Fading it may be but Faramir still understands its potency. In part this power lies in its beauty. Faramir thinks of the beauty of the belt in which his brother was arrayed in the boat from Lórien that Aragorn, Legolas and Gimli had sent him down the Anduin on the day of the breaking of the Fellowship. He also recognises the beauty of the broach of green and silver leaf that fastens Frodo’s elven cloak about his neck.

But Faramir also recognises the potency of Lothlórien in two other ways. One is in the mystery of Frodo himself. Right at the beginning of his journey Gildor Inglorien names Frodo Elf-friend and Goldberry recognises him as such in the house of Tom Bombadil. Gandalf sees a light shining within him and a certain transparency to his body when Frodo lies in Rivendell recovering from the wound that the Lord of the Nazgûl gave him at Weathertop. Sam saw this light too as Frodo slept in Ithilien, seeing that his face was “old, old and beautiful, as if the chiselling of the shaping years was now revealed in many fine lines that had before been hidden, though the identity of the face was not changed.”
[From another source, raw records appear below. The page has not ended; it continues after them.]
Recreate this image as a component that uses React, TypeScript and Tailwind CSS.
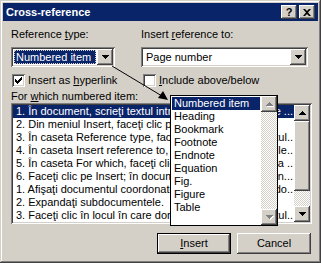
const RAISED =
  'shadow-[inset_-1px_-1px_#404040,inset_1px_1px_#ffffff,inset_-2px_-2px_#808080,inset_2px_2px_#d4d0c8]'

interface Row {
  text: string
  tail: string
}

const ROWS: Row[] = [
  { text: '1. În document, scrieţi textul introductiv care înc', tail: 'e ...' },
  { text: '2. Din meniul Insert, faceţi clic pe Cross-reference.', tail: '' },
  { text: '3. În caseta Reference type, faceţi clic pe Numbered item. Tex', tail: 'tul..' },
  { text: '4. În caseta Insert reference to, faceţi clic pe informaţi', tail: 'ile..' },
  { text: '5. În caseta For which, faceţi clic pe elementul dorit la ', tail: 'la ..' },
  { text: '6. Faceţi clic pe Insert; în documentul coordonator se in', tail: 'in...' },
  { text: '1. Afişaţi documentul coordonator în modul Outline; do', tail: 'do..' },
  { text: '2. Expandaţi subdocumentele.', tail: '' },
  { text: '3. Faceţi clic în locul în care doriţi să inseraţi tex', tail: 'tul..' },
]

const TYPES = ['Numbered item', 'Heading', 'Bookmark', 'Footnote', 'Endnote', 'Equation', 'Fig.', 'Figure', 'Table']

function Tri({ dir, disabled = false }: { dir: 'up' | 'down'; disabled?: boolean }) {
  const d =
    dir === 'down'
      ? 'M0 0h7v1H0zM1 1h5v1H1zM2 2h3v1H2zM3 3h1v1H3z'
      : 'M3 0h1v1H3zM2 1h3v1H2zM1 2h5v1H1zM0 3h7v1H0z'
  return (
    <svg width="8" height="5" viewBox="0 0 8 5" className="block">
      {disabled && <path d={d} fill="#ffffff" transform="translate(1 1)" />}
      <path d={d} fill={disabled ? '#808080' : '#000000'} />
    </svg>
  )
}

function ArrowBtn({ dir, disabled = false }: { dir: 'up' | 'down'; disabled?: boolean }) {
  return (
    <div className={`w-[16px] h-[16px] shrink-0 bg-[#d4d0c8] flex items-center justify-center pl-[1px] ${RAISED}`}>
      <Tri dir={dir} disabled={disabled} />
    </div>
  )
}

function Checkbox({ checked }: { checked: boolean }) {
  return (
    <div className="w-[13px] h-[13px] bg-white shrink-0 flex items-center justify-center shadow-[inset_1px_1px_#808080,inset_-1px_-1px_#ffffff,inset_2px_2px_#404040,inset_-2px_-2px_#d4d0c8]">
      {checked && (
        <svg width="7" height="7" viewBox="0 0 7 7" className="block">
          <path d="M0 2h1v1h1v1h1V3h1V2h1V1h1V0h1v3H6v1H5v1H4v1H3v1H2V6H1V5H0z" fill="#000000" />
        </svg>
      )}
    </div>
  )
}

function Scrollbar() {
  return (
    <div className="w-[16px] shrink-0 flex flex-col">
      <ArrowBtn dir="up" />
      <div className={`h-[70px] bg-[#d4d0c8] ${RAISED}`} />
      <div className="flex-1 bg-[repeating-conic-gradient(#d4d0c8_0_25%,#ffffff_0_50%)] bg-[length:2px_2px]" />
      <ArrowBtn dir="down" />
    </div>
  )
}

export default function App() {
  return (
    <div
      className={`relative w-[321px] h-[263px] overflow-hidden bg-[#d4d0c8] p-[3px] text-[11px] leading-[13px] text-black font-['Liberation_Sans',Arial,sans-serif] shadow-[inset_-1px_-1px_#404040,inset_1px_1px_#d4d0c8,inset_-2px_-2px_#808080,inset_2px_2px_#ffffff]`}
    >
      {/* title bar */}
      <div className="h-[18px] bg-[#0a246a] flex items-center justify-between pl-[3px] pr-[3px]">
        <span className="text-white font-bold">Cross-reference</span>
        <div className="flex gap-[2px]">
          <div className={`w-[16px] h-[14px] bg-[#d4d0c8] flex items-center justify-center font-bold text-[11px] leading-none ${RAISED}`}>
            ?
          </div>
          <div className={`w-[16px] h-[14px] bg-[#d4d0c8] flex items-center justify-center ${RAISED}`}>
            <svg width="8" height="7" viewBox="0 0 8 7" className="block">
              <path d="M0 0h2l2 2 2-2h2L5 3.5 8 7H6L4 5 2 7H0l3-3.5z" fill="#000000" />
            </svg>
          </div>
        </div>
      </div>

      <div className="pl-[8px] pr-[7px] pt-[7px]">
        <div className="flex">
          <div className="w-[130px]">
            <div>
              Reference <span className="underline">t</span>ype:
            </div>
            <div className="mt-[6px] w-[104px] h-[20px] bg-white p-[2px] flex shadow-[inset_1px_1px_#808080,inset_-1px_-1px_#ffffff,inset_2px_2px_#404040,inset_-2px_-2px_#d4d0c8]">
              <div className="flex-1 p-[1px]">
                <div className="h-full bg-[#0a246a] text-white outline-1 outline-dotted outline-[#d4d0c8] -outline-offset-1 pl-[2px] leading-[14px]">
                  Numbered item
                </div>
              </div>
              <ArrowBtn dir="down" />
            </div>
          </div>
          <div>
            <div>
              Insert <span className="underline">r</span>eference to:
            </div>
            <div className="mt-[6px] w-[167px] h-[20px] bg-white p-[2px] flex shadow-[inset_1px_1px_#808080,inset_-1px_-1px_#ffffff,inset_2px_2px_#404040,inset_-2px_-2px_#d4d0c8]">
              <div className="flex-1 pl-[3px] leading-[16px]">Page number</div>
              <ArrowBtn dir="down" />
            </div>
          </div>
        </div>

        <div className="flex mt-[7px]">
          <div className="w-[130px] flex items-center gap-[3px] pl-[1px]">
            <Checkbox checked />
            <span>
              Insert as <span className="underline">h</span>yperlink
            </span>
          </div>
          <div className="flex items-center gap-[3px] pl-[2px]">
            <Checkbox checked={false} />
            <span>
              <span className="underline">I</span>nclude above/below
            </span>
          </div>
        </div>

        <div className="mt-[3px]">
          For <span className="underline">w</span>hich numbered item:
        </div>

        <div className="w-[301px] h-[121px] bg-white p-[2px] flex shadow-[inset_1px_1px_#808080,inset_-1px_-1px_#ffffff,inset_2px_2px_#404040,inset_-2px_-2px_#d4d0c8]">
          <div className="flex-1 min-w-0 flex flex-col">
            {ROWS.map((row, i) => (
              <div
                key={i}
                className={`h-[13px] flex pl-[3px] pr-[1px] whitespace-nowrap ${i === 0 ? 'bg-[#0a246a] text-white' : ''}`}
              >
                <span className="flex-1 min-w-0 overflow-hidden">{row.text}</span>
                <span className="shrink-0">{row.tail}</span>
              </div>
            ))}
          </div>
          <Scrollbar />
        </div>

        <div className="mt-[9px] flex justify-end gap-[6px]">
          <div className="w-[74px] h-[21px] border border-black">
            <div className={`h-full bg-[#d4d0c8] flex items-center justify-center ${RAISED}`}>
              <span>
                <span className="underline">I</span>nsert
              </span>
            </div>
          </div>
          <div className={`w-[74px] h-[21px] bg-[#d4d0c8] flex items-center justify-center ${RAISED}`}>Cancel</div>
        </div>
      </div>

      {/* dropped-down list of reference types */}
      <div className="absolute left-[170px] top-[95px] w-[108px] h-[131px] bg-white border border-black flex">
        <div className="flex-1 p-[1px]">
          {TYPES.map((t, i) => (
            <div key={t} className={`h-[13px] pl-[2px] ${i === 0 ? 'bg-[#0a246a] text-white' : ''}`}>
              {t}
            </div>
          ))}
        </div>
        <div className="w-[16px] flex flex-col">
          <ArrowBtn dir="up" disabled />
          <div className="flex-1 bg-[repeating-conic-gradient(#d4d0c8_0_25%,#ffffff_0_50%)] bg-[length:2px_2px]" />
          <ArrowBtn dir="down" disabled />
        </div>
      </div>

      {/* pointer from the combo to the list */}
      <svg className="absolute left-0 top-0 pointer-events-none" width="321" height="263" viewBox="0 0 321 263">
        <line x1="112" y1="66" x2="162" y2="96" stroke="#000000" strokeWidth="1" />
        <polygon points="168,100 158,98 163,91" fill="#000000" />
      </svg>
    </div>
  )
}
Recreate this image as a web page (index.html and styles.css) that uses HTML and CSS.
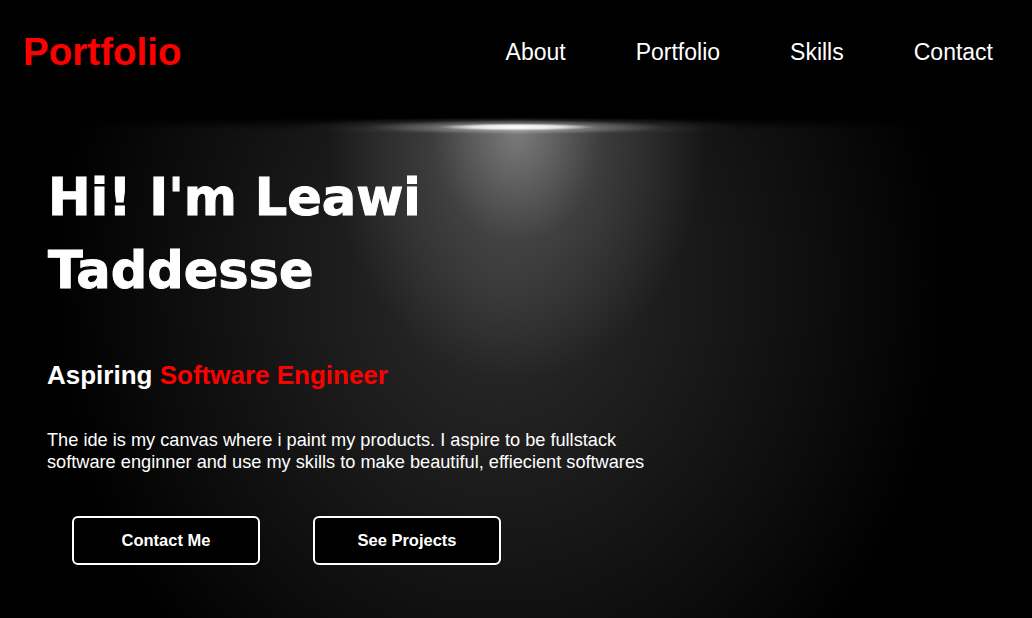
FILE: index.html
```html
<!DOCTYPE html>
<html lang="en">
<head>
<meta charset="utf-8">
<title>Portfolio</title>
<link rel="stylesheet" href="styles.css">
</head>
<body>
<header class="topbar">
  <a class="logo" href="#">Portfolio</a>
  <nav class="nav">
    <a href="#">About</a>
    <a href="#">Portfolio</a>
    <a href="#">Skills</a>
    <a href="#">Contact</a>
  </nav>
</header>
<section class="hero">
  <h1 class="hero-title">Hi! I'm Leawi<br>Taddesse</h1>
  <h2 class="hero-sub">Aspiring <span class="accent">Software Engineer</span></h2>
  <p class="hero-text">The ide is my canvas where i paint my products. I aspire to be fullstack software enginner and use my skills to make beautiful, effiecient softwares</p>
  <div class="actions">
    <a class="btn" href="#">Contact Me</a>
    <a class="btn" href="#">See Projects</a>
  </div>
</section>
</body>
</html>
```

FILE: styles.css
```css
* { box-sizing: border-box; }
html, body {
  margin: 0;
  padding: 0;
  background: #000;
  color: #fff;
  font-family: "Liberation Sans", Arial, sans-serif;
  height: 100%;
  overflow: hidden;
}
a { text-decoration: none; color: inherit; }

.topbar {
  height: 104px;
  display: flex;
  align-items: center;
  justify-content: space-between;
  padding: 0 39px 0 23px;
  background: #000;
}
.logo {
  color: #ff0000;
  font-weight: 700;
  font-size: 38.6px;
}
.nav {
  display: flex;
  gap: 70px;
}
.nav a {
  color: #fff;
  font-size: 23px;
}

.hero {
  height: 514px;
  padding: 57px 0 0 47px;
  background:
    radial-gradient(ellipse 78px 3.5px at 517px 23px, rgba(255,255,255,1) 0%, rgba(255,255,255,0.75) 55%, rgba(255,255,255,0) 100%),
    radial-gradient(ellipse 150px 7px at 517px 23px, rgba(255,255,255,0.45) 0%, rgba(255,255,255,0) 100%),
    radial-gradient(ellipse 230px 9px at 520px 22px, rgba(255,255,255,0.16) 0%, rgba(255,255,255,0) 100%),
    linear-gradient(to bottom, #000 0px, #000 14px, rgba(0,0,0,0) 26px),
    radial-gradient(ellipse 190px 250px at 517px 26px, rgba(140,140,140,0.85) 0%, rgba(90,90,90,0.5) 45%, rgba(40,40,40,0) 100%),
    radial-gradient(ellipse 450px 520px at 500px 180px, #2c2c2c 0%, #1b1b1b 40%, #0d0d0d 72%, #000 100%);
  background-color: #000;
}

.hero-title {
  margin: 0;
  font-family: "DejaVu Sans", "Liberation Sans", sans-serif;
  font-weight: 700;
  font-size: 51px;
  line-height: 73px;
  -webkit-text-stroke: 1px #fff;
  margin-left: 1px;
}
.hero-sub {
  margin: 53px 0 0;
  font-size: 26px;
  font-weight: 700;
}
.accent { color: #ff0000; }

.hero-text {
  margin: 39px 0 0;
  max-width: 625px;
  font-size: 18.2px;
  line-height: 21.6px;
}

.actions {
  display: flex;
  gap: 53px;
  margin: 43px 0 0 25px;
}
.btn {
  width: 188px;
  height: 49px;
  display: flex;
  align-items: center;
  justify-content: center;
  border: 2px solid #fff;
  border-radius: 6px;
  background: #000;
  font-weight: 700;
  font-size: 16.5px;
  color: #fff;
}
```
Frodo and Galadriel in Lothlórien.

Frodo shares in the enchantment that comes from the elder days but is also marked by the wound he received at Weathertop and by the power of the Ring. Gandalf wondered which of these would prevail within him but concluded that he did not think that he would come to evil but might become “a glass filled with a clear light for eyes to see that can.”

Faramir is one who has such eyes and can perceive this light. “There is something strange about you, Frodo, an Elvish air maybe”, he says. But here we recognise the third element of the potency of Lothlórien that Faramir perceives. Its peril. “It is perilous for mortal man to walk out of the world of this Sun, and few of old come thence unchanged.”

There are tales in so many cultures of mortals straying into Faerie and emerging changed. Later Faramir will speak of what change came over his brother to Frodo and Sam. Now he merely asks the question and perceives something of the beauty and the peril in Frodo.

There is much talk now of re-enchantment and who would deny the need for this in a dying world. But might there be a naive optimism about such speech? We want the beauty without the peril. In C.S Lewis’s Prince Caspian Susan says of the Maenads who surround her and Lucy and who unleash glorious chaos in a Narnia that is dying of rationalism that if Aslan were not with them she would be very afraid. The Christian wisdom of the Cross recognises both the healing that flows from it but also its horror. We cannot separate the two but would love to reduce our desire for re-enchantment to little more than a pleasant walk in the country or a neatly tendered border of pretty flowers in a garden. There is beauty in both of these but this is not the perilous beauty of re-enchantment. It is not what Faramir perceives in Frodo. He perceives it yet he has the wisdom to trust it.

Pauline Baynes wonderful illustration of Susan, Lucy, Aslan and the Maenads from Prince Caspian by C.S Lewis. One of my favourite scenes from the entire Chronicles of Narnia.

8 thoughts on ““Whatever Befell on the North March, You, Frodo, I Doubt No Longer.” Faramir Hears Frodo’s Story and Tells of The Death of Boromir.

  1. I grew to appreciate this part of the book a lot upon reread . I love book! Faramir and all the exchanges between Frodo and Sam is written so well because this conversation must be done with care and Tolkien doesn’t relay too much but enough and leaves it up the end when Frodo cannot relent anymore to tell Faramir what he is hiding . Frodo is in a hard place but Faramir is also since he has all of Gondor’s responsibilities under him.

    • I really like your last thought in particular. Both Frodo and Faramir are in a hard place and they both respect that in one another. Later Faramir will tell Frodo that he knew he was close to the truth when he spoke of Isildur’s Bane but deliberately moved away from questioning Frodo because he did want him to speak of it before his men

    • I have recently got to know someone who takes part in medieval re-enactments.We meet up in the pub for an evening talking Tolkien from time to time. I will definitely take up your thoughts on this relationship when we next meet.
      But if I were to take up your question on the meaning of re-enactment I would go back to C.S Lewis’s “Prince Caspian”.. Caspian grows up in a disenchanted world. He is reintroduced to it by his tutor and then escapes to it when his life is endangered. But Lewis is not naive. Although the enchanted world unites against Miraz and the Telmarines it is itself divided between the followers of Aslan and of Jadis, the white witch. I often listen to a podcast from the Lambeth Palace (the residence of the Archbishop of Canterbury) library that is called “Re-enactment”. I am not sure that they have yet made this distinction. Nor yet the sense that the re-enchanted world, the world of faerie, is both beautiful and perilous. Faramir gets this completely.

    • And I have only just noticed that you were commenting on the word, re-enactment!!!
      That is the malicious power of auto-correct on the device that I was using. I will correct it.